*Provided information*:

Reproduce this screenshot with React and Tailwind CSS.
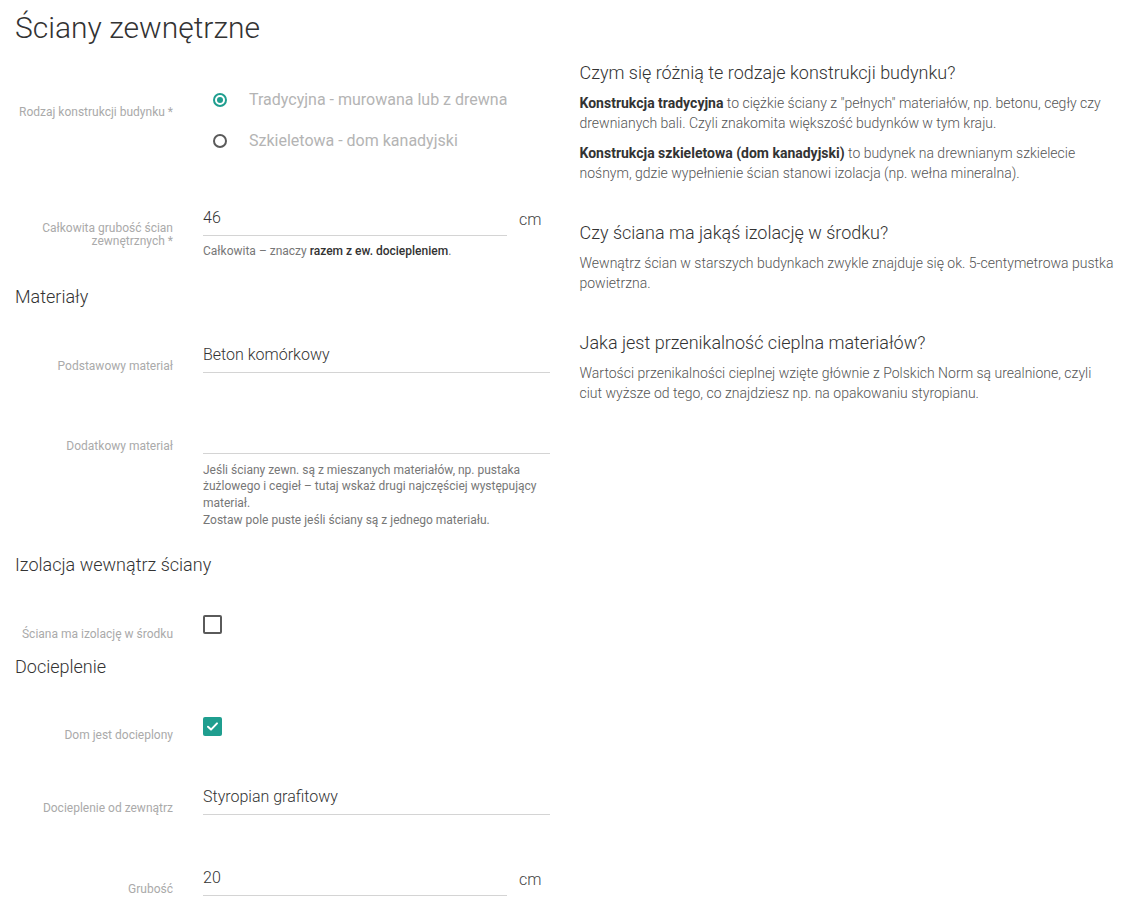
const font = { fontFamily: 'Roboto, "Noto Sans", sans-serif' };

function Label({ children, className = '' }) {
  return (
    <div className={`w-[158px] shrink-0 text-right text-[12px] text-[#aaaaaa] ${className}`}>
      {children}
    </div>
  );
}

function Field({ value, unit }) {
  return (
    <div className="flex">
      <div className={`${unit ? 'w-[304px]' : 'flex-1'} border-b border-[#d4d4d4] pt-[6px] pb-[5px] text-[16px] leading-[24px] font-light text-[#333] h-[36px]`}>
        {value}
      </div>
      {unit && (
        <div className="pl-[12px] pt-[8px] text-[16px] leading-[24px] font-light text-[#444]">
          {unit}
        </div>
      )}
    </div>
  );
}

function Radio({ checked, children }) {
  return (
    <div className="flex items-center h-[24px]">
      <span
        className={`ml-[10px] w-[14px] h-[14px] rounded-full border-2 flex items-center justify-center ${
          checked ? 'border-[#1f9e8f]' : 'border-[#5a5a5a]'
        }`}
      >
        {checked && <span className="w-[6px] h-[6px] rounded-full bg-[#1f9e8f]" />}
      </span>
      <span className="ml-[22px] text-[16px] text-[#b4b4b4]">{children}</span>
    </div>
  );
}

function Checkbox({ checked }) {
  if (checked) {
    return (
      <div className="w-[19px] h-[19px] rounded-[2px] bg-[#1f9e8f] flex items-center justify-center">
        <svg width="13" height="13" viewBox="0 0 13 13" fill="none">
          <path d="M2 6.8 L5 9.6 L11 3.4" stroke="#fff" strokeWidth="2" strokeLinecap="round" strokeLinejoin="round" />
        </svg>
      </div>
    );
  }
  return <div className="w-[19px] h-[19px] rounded-[2px] border-2 border-[#5a5a5a]" />;
}

function Heading({ children, className = '' }) {
  return (
    <h2 className={`text-[18px] leading-[24px] font-light text-[#333] ${className}`}>{children}</h2>
  );
}

export default function App() {
  return (
    <div className="min-h-[912px] bg-white px-[15px]" style={font}>
      <h1 className="pt-[10px] text-[30px] leading-[36px] font-light text-[#333]">
        Ściany zewnętrzne
      </h1>

      <div className="grid grid-cols-2 gap-[30px]">
        {/* formularz */}
        <div>
          <div className="flex gap-[30px] mt-[42px]">
            <Label className="pt-[16px] leading-[16px]">Rodzaj konstrukcji budynku *</Label>
            <div className="flex flex-col gap-[17px]">
              <Radio checked>Tradycyjna - murowana lub z drewna</Radio>
              <Radio>Szkieletowa - dom kanadyjski</Radio>
            </div>
          </div>

          <div className="flex gap-[30px] mt-[47px]">
            <Label className="pt-[22px] leading-[13px]">
              Całkowita grubość ścian zewnętrznych *
            </Label>
            <div className="flex-1">
              <Field value="46" unit="cm" />
              <p className="mt-[7px] text-[12px] leading-[16.5px] text-[#777]">
                Całkowita – znaczy <b className="font-medium text-[#333]">razem z ew. dociepleniem</b>.
              </p>
            </div>
          </div>

          <Heading className="mt-[25px]">Materiały</Heading>

          <div className="flex gap-[30px] mt-[28px]">
            <Label className="pt-[21px] leading-[16px]">Podstawowy materiał</Label>
            <div className="flex-1">
              <Field value="Beton komórkowy" />
            </div>
          </div>

          <div className="flex gap-[30px] mt-[44px]">
            <Label className="pt-[20px] leading-[16px]">Dodatkowy materiał</Label>
            <div className="flex-1">
              <Field value="" />
              <p className="mt-[8px] text-[12px] leading-[16.8px] text-[#777]">
                Jeśli ściany zewn. są z mieszanych materiałów, np. pustaka żużlowego i cegieł – tutaj wskaż drugi najczęściej występujący materiał.
                <br />
                Zostaw pole puste jeśli ściany są z jednego materiału.
              </p>
            </div>
          </div>

          <Heading className="mt-[24px]">Izolacja wewnątrz ściany</Heading>

          <div className="flex gap-[30px] mt-[38px]">
            <Label className="pt-[11px] leading-[16px]">Ściana ma izolację w środku</Label>
            <Checkbox />
          </div>

          <Heading className="mt-[13px]">Docieplenie</Heading>

          <div className="flex gap-[30px] mt-[38px]">
            <Label className="pt-[10px] leading-[16px]">Dom jest docieplony</Label>
            <Checkbox checked />
          </div>

          <div className="flex gap-[30px] mt-[36px]">
            <Label className="pt-[21px] leading-[16px]">Docieplenie od zewnątrz</Label>
            <div className="flex-1">
              <Field value="Styropian grafitowy" />
            </div>
          </div>

          <div className="flex gap-[30px] mt-[44px]">
            <Label className="pt-[21px] leading-[16px]">Grubość</Label>
            <div className="flex-1">
              <Field value="20" unit="cm" />
            </div>
          </div>
        </div>

        {/* pomoc */}
        <div className="pt-[15px] text-[14px] leading-[20px] font-light text-[#555]">
          <Heading>Czym się różnią te rodzaje konstrukcji budynku?</Heading>
          <p className="mt-[8px]">
            <b className="font-bold text-[#333]">Konstrukcja tradycyjna</b> to ciężkie ściany z "pełnych" materiałów, np. betonu, cegły czy drewnianych bali. Czyli znakomita większość budynków w tym kraju.
          </p>
          <p className="mt-[10px]">
            <b className="font-bold text-[#333]">Konstrukcja szkieletowa (dom kanadyjski)</b> to budynek na drewnianym szkielecie nośnym, gdzie wypełnienie ścian stanowi izolacja (np. wełna mineralna).
          </p>

          <Heading className="mt-[38px]">Czy ściana ma jakąś izolację w środku?</Heading>
          <p className="mt-[8px]">
            Wewnątrz ścian w starszych budynkach zwykle znajduje się ok. 5-centymetrowa pustka powietrzna.
          </p>

          <Heading className="mt-[38px]">Jaka jest przenikalność cieplna materiałów?</Heading>
          <p className="mt-[8px]">
            Wartości przenikalności cieplnej wzięte głównie z Polskich Norm są urealnione, czyli ciut wyższe od tego, co znajdziesz np. na opakowaniu styropianu.
          </p>
        </div>
      </div>
    </div>
  );
}
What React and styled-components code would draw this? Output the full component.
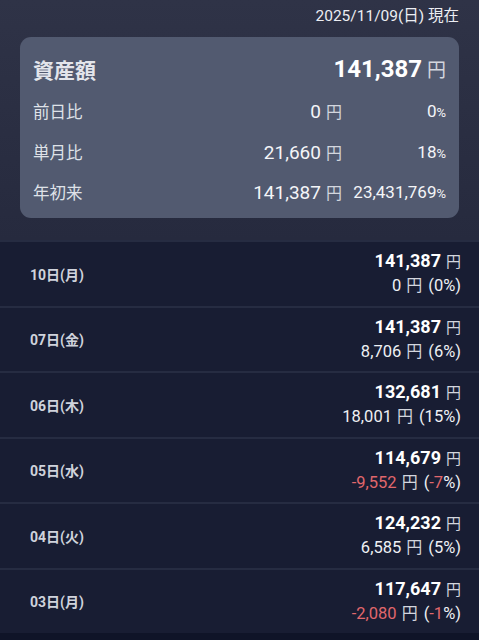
import * as React from 'react';
import styled, { createGlobalStyle } from 'styled-components';

const summary = [
  { label: '前日比', amount: '0', rate: '0' },
  { label: '単月比', amount: '21,660', rate: '18' },
  { label: '年初来', amount: '141,387', rate: '23,431,769' },
];

const days = [
  { day: '10日(月)', total: '141,387', diff: '0', rate: '0' },
  { day: '07日(金)', total: '141,387', diff: '8,706', rate: '6' },
  { day: '06日(木)', total: '132,681', diff: '18,001', rate: '15' },
  { day: '05日(水)', total: '114,679', diff: '-9,552', rate: '-7', down: true },
  { day: '04日(火)', total: '124,232', diff: '6,585', rate: '5' },
  { day: '03日(月)', total: '117,647', diff: '-2,080', rate: '-1', down: true },
];

function App() {
  return (
    <>
      <GlobalStyle />
      <Page>
        <Header>
          <AsOf>2025/11/09(日) 現在</AsOf>
          <Card>
            <TotalRow>
              <TotalLabel>資産額</TotalLabel>
              <TotalValue>
                141,387<Yen $size={19}>円</Yen>
              </TotalValue>
            </TotalRow>
            {summary.map((s) => (
              <StatRow key={s.label}>
                <StatLabel>{s.label}</StatLabel>
                <StatAmount>
                  {s.amount}
                  <Yen $size={16}>円</Yen>
                </StatAmount>
                <StatRate>
                  {s.rate}
                  <Pct>%</Pct>
                </StatRate>
              </StatRow>
            ))}
          </Card>
        </Header>
        <List>
          {days.map((d) => (
            <DayRow key={d.day}>
              <DayLabel>{d.day}</DayLabel>
              <DayValues>
                <DayTotal>
                  {d.total}
                  <Yen $size={15}>円</Yen>
                </DayTotal>
                <DayDiff>
                  <Num $down={d.down}>{d.diff}</Num>
                  <Yen $size={16}>円</Yen>
                  <Paren>
                    (<Num $down={d.down}>{d.rate}</Num>%)
                  </Paren>
                </DayDiff>
              </DayValues>
            </DayRow>
          ))}
        </List>
      </Page>
    </>
  );
}

const GlobalStyle = createGlobalStyle`
  html, body {
    margin: 0;
    padding: 0;
    background: #0f1428;
  }
  body {
    font-family: Roboto, "Noto Sans CJK JP", sans-serif;
    color: #f4f5f8;
  }
`;

const Page = styled.div`
  width: 479px;
  height: 640px;
  overflow: hidden;
  background: #0f1428;
`;

const Header = styled.header`
  background: linear-gradient(180deg, #2f3347 0%, #262a3e 100%);
  padding: 5px 20px 22px 20px;
  height: 240px;
  box-sizing: border-box;
`;

const AsOf = styled.div`
  text-align: right;
  font-size: 15.5px;
  line-height: 22px;
  color: #eceef3;
  margin-bottom: 10px;
`;

const Card = styled.div`
  background: #525a70;
  border-radius: 11px;
  padding: 14px 13px 10px 13px;
  height: 181px;
  box-sizing: border-box;
`;

const TotalRow = styled.div`
  display: flex;
  align-items: center;
  justify-content: space-between;
  height: 36px;
  margin-bottom: 4px;
`;

const TotalLabel = styled.div`
  font-family: "Noto Sans CJK JP", sans-serif;
  font-weight: 700;
  font-size: 21px;
  color: #e3e5eb;
`;

const TotalValue = styled.div`
  font-weight: 700;
  font-size: 24px;
  color: #ffffff;
`;

const Yen = styled.span`
  font-family: "Noto Sans CJK JP", sans-serif;
  font-weight: 400;
  font-size: ${(p) => p.$size}px;
  color: #d3d6de;
  margin-left: 5px;
`;

const StatRow = styled.div`
  display: grid;
  grid-template-columns: 1fr auto 104px;
  align-items: center;
  height: 40.5px;
`;

const StatLabel = styled.div`
  font-family: "Noto Sans CJK JP", sans-serif;
  font-size: 16.5px;
  color: #dfe2e8;
`;

const StatAmount = styled.div`
  font-size: 19px;
  color: #f4f5f8;
  text-align: right;
`;

const StatRate = styled.div`
  font-size: 17px;
  color: #f4f5f8;
  text-align: right;
`;

const Pct = styled.span`
  font-size: 13px;
`;

const List = styled.div`
  display: flex;
  flex-direction: column;
`;

const DayRow = styled.div`
  display: flex;
  align-items: center;
  justify-content: space-between;
  height: 63.5px;
  border-top: 2px solid #262c42;
  background: #181d33;
  padding: 0 18px 0 30px;
`;

const DayLabel = styled.div`
  font-weight: 700;
  font-size: 14px;
  color: #cfd3dc;
`;

const DayValues = styled.div`
  display: flex;
  flex-direction: column;
  align-items: flex-end;
  gap: 1px;
`;

const DayTotal = styled.div`
  font-weight: 700;
  font-size: 18px;
  line-height: 22px;
  color: #ffffff;
`;

const DayDiff = styled.div`
  font-size: 16.5px;
  line-height: 22px;
  color: #eef0f4;
`;

const Num = styled.span`
  color: ${(p) => (p.$down ? '#e0676c' : 'inherit')};
`;

const Paren = styled.span`
  margin-left: 6px;
`;

export default App;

*Challenge*:
Gather all lines of the records that include the word "components".

*In response*:
What React and styled-components code would draw this? Output the full component.
import styled, { createGlobalStyle } from 'styled-components';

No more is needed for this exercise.